Le projet

Résumé du projet

Le projet porte sur les premiers tours du Monde touristiques (TdM) (1869-1914) et questionne le nouveau régime de géographicité qu’ils reflètent et participent à instaurer. Il s’agit de périples opérés par des personnes qui affirment faire un TdM essentiellement pour leur agrément, et se revendiquent comme touristes, et non (exclusivement) comme explorateurs, journalistes, diplomates, etc. Le projet questionne les enjeux, logiques et significations – notamment géographiques - de cette nouvelle pratique touristique et de son institutionnalisation.

Il se fonde sur deux hypothèses.
La première postule que les TdM correspondent à une mutation majeure de l’industrie touristique et de l’imaginaire géographique occidentaux, qui pour la première fois appréhendent le globe comme une attraction et un lieu dont on peut littéralement faire le tour. La seconde consiste à expliquer l’importance et la prégnance du motif du TdM et sa diffusion dans la culture populaire au-delà du cercle des touristes assez aisés pour parcourir le globe, par le rôle de dispositifs de simulation plus ou moins immersifs qui permettent à presque tous de faire un TdM virtuel.
La question de recherche principale consiste alors à interroger dans une perspective critique le processus d’objectivation du Monde opéré par ces TdM actuels (effectifs) et virtuels, en tant qu’étape importante de la mondialisation et de la modernité. Le Monde est désormais quelque chose qu’on peut faire : au sens où un touriste dit qu’il a fait tel pays, mais aussi au sens de la performance. Cette performance spatio-temporelle manifeste une nouvelle façon de pratiquer et habiter la planète en tant que telle : un nouveau régime de géographicité. En instituant le Monde en une échelle pertinente pour l’imaginaire voire les pratiques de chacun, les TdM possèdent une composante performative : ils font advenir l’espace (la planète comme le Monde des êtres humains), le temps (celui de la modernité) et le sujet de cette pratique (le globetrotter, qui se veut citoyen du Monde). Mais le TdM reste une pratique largement réservée aux Occidentaux et conditionnée par l’extension de leur domination technologique, économique et politique à l’échelle du globe : l’enjeu du TdM est pour eux de l’expérimenter et la célébrer.

 

Axes de recherche

  • Le premier axe concerne des archives liées à des TdM ayant été effectués. Au centre du projet : le voyage du Tessinois Emilio Balli (1878), exemplaire et documenté par des archives privées inexploitées, exceptionnellement riches et complètes. Intéressés par la place de la Suisse dans les TdM, aussi bien en tant que pays émetteur que récepteur, nous avons identifié neuf globetrotters helvétiques qui ont fait un TdM dans la période, documenté par des sources largement inédites.
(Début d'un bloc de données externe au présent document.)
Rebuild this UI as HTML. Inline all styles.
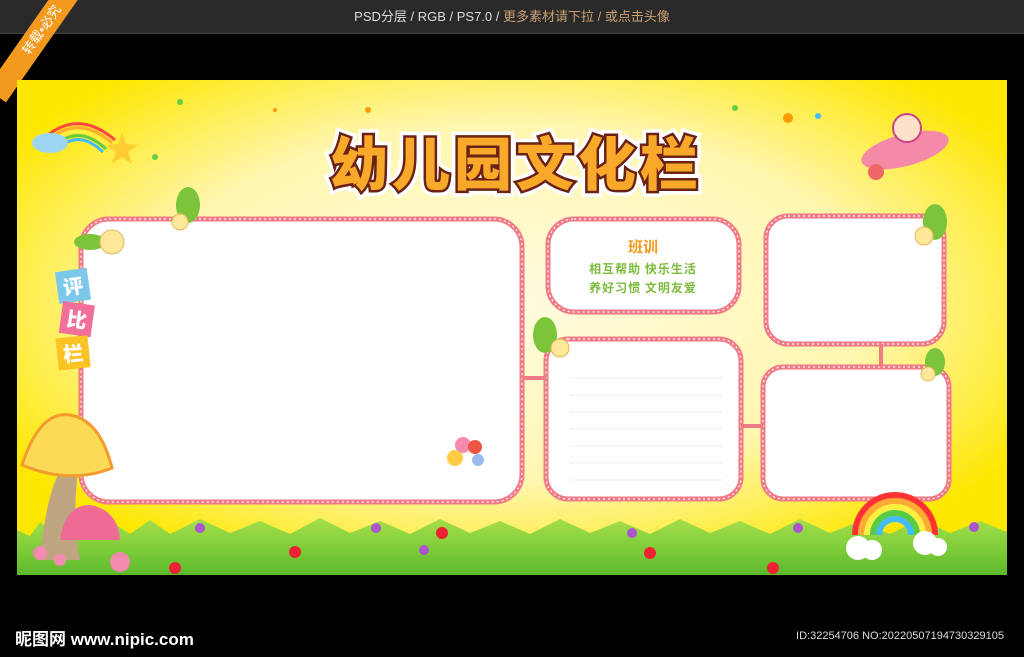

L’analyse de leurs parcours fait sens dans le cadre d’une micro-histoire globale.
     
  • Le deuxième axe porte sur des livres publiés, qui relatent ou présentent des TdM. Nous avons identifié 260 récits de TdM effectués entre 1869 et 1914, publiés principalement en anglais et en français, mais aussi, pour sept d’entre eux, en japonais. Une base de données sera constituée avec ces récits. Dans une perspective de littérature comparée, l’analyse permettra de dégager des structures et motifs communs, mais aussi des lignes de rupture attestant d’une évolution dans le temps et sans doute de différences selon le genre, la classe et la nationalité. Ce corpus est complété par des publications provenant des acteurs de l’industrie touristique : on a identifié onze guides et brochures publicitaires relatifs aux TdM, et exploré les archives de deux tour-operators.
     
  • Dans une perspective de visual studies, le troisième axe étudie des dispositifs constitués de séries d’images produites par un photographe ou un cinéaste à l’occasion d’un TdM (réel ou fictif), parfois au sein d’un groupe de touristes, et présentées de façon à permettre au public de refaire virtuellement ce TdM. Nous en avons retenu deux, en raison de leur intérêt intrinsèque et des sources les plus accessibles : deux séries de photographies stéréoscopiques Around the world de la compagnies Underwood (1905 et 1913) et neuf réalisations cinématographiques qui nécessitent et/ou mettent en scène un TdM (entre 1906 et 1914). On examinera dans le détail et dans un cadre intermédial comment le motif du TdM se diffuse pour s’imposer dans la culture populaire, permettant à tous de faire un TdM virtuel.
     
  • De façon transversale, dans le cadre d’une histoire globale et pour échapper à une approche eurocentrée, une attention particulière sera donnée à la place du Japon dans ces TdM en analysant par les méthodes de l’histoire croisée d’une part les pratiques et la réception des globetrotters occidentaux au Japon et d’autre part celles des rares globetrotters japonais (voyageant à l’occasion de 3 TdM à forfait organisés en 1908-1910) en Occident.